Benkirane avait fini par être remplacé à la mi-mars par le numéro deux du parti, M. Othmani, considéré comme un homme de consensus, qui a rapidement cédé aux exigences d’Akhannouch.

– ‘Recalibrage’ –

Arbitre au-dessus des partis qui garde la haute main sur les affaires étrangères, la défense, la sécurité ou encore les secteurs clés de l’économie, Mohammed VI a opéré un « recalibrage de la vie politique », décrypte pour l’AFP le politologue Aziz Chahir.

Il a opté pour « une cohabitation de collégialité et de compromis, entre des représentants élus qui jouissent d’une légitimité démocratique et des technocrates expérimentés », analyse-t-il encore.

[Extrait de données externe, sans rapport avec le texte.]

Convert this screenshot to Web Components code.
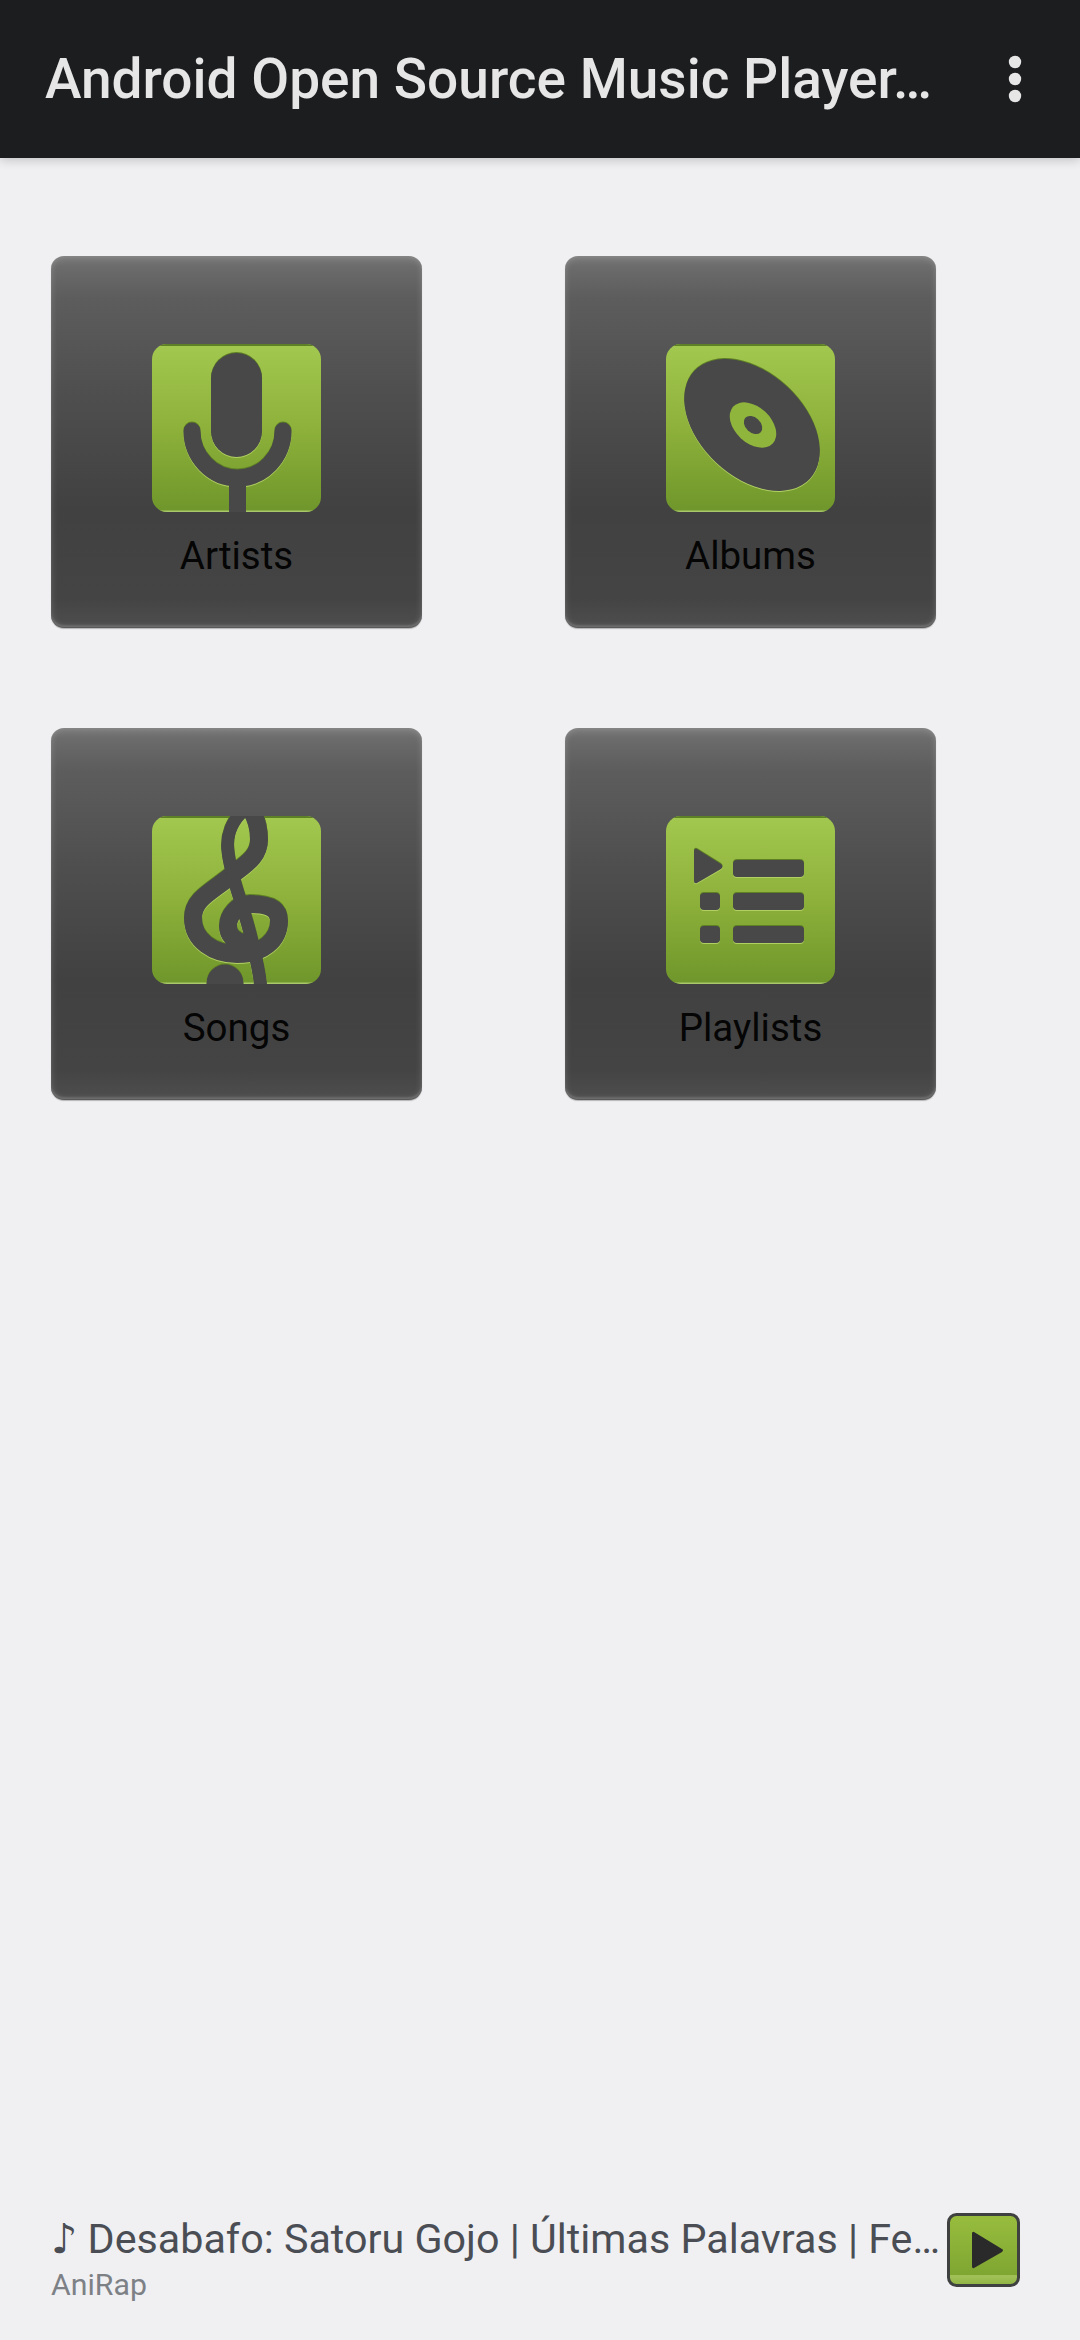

Cette situation suscite remous et dissensions dans les rangs de la formation islamiste, déjà affaiblie par la mise à l’écart de son chef, grand artisan de ses succès électoraux. Elle pose la question de savoir comment le PJD va gérer cette crise, alors que la presse locale fait d’ores et déjà état d’une « effervescence » et d' »accusations de trahisons » dans ses rangs.

« Ce gouvernement porte en lui toutes les conditions et les raisons de faiblesse, d’incohérence et d’implosion », estime dans une chronique le chercheur Abdellah Tourabi.

Tandis que le taux d’abstention est traditionnellement fort au Maroc, « le premier risque et danger est d’installer un climat de méfiance et d’irrespect à l’égard des institutions politiques. Les mots élections, vote, choix populaire, voix des urnes (…) sonneront creux et faux aux oreilles des Marocains », prévient-il.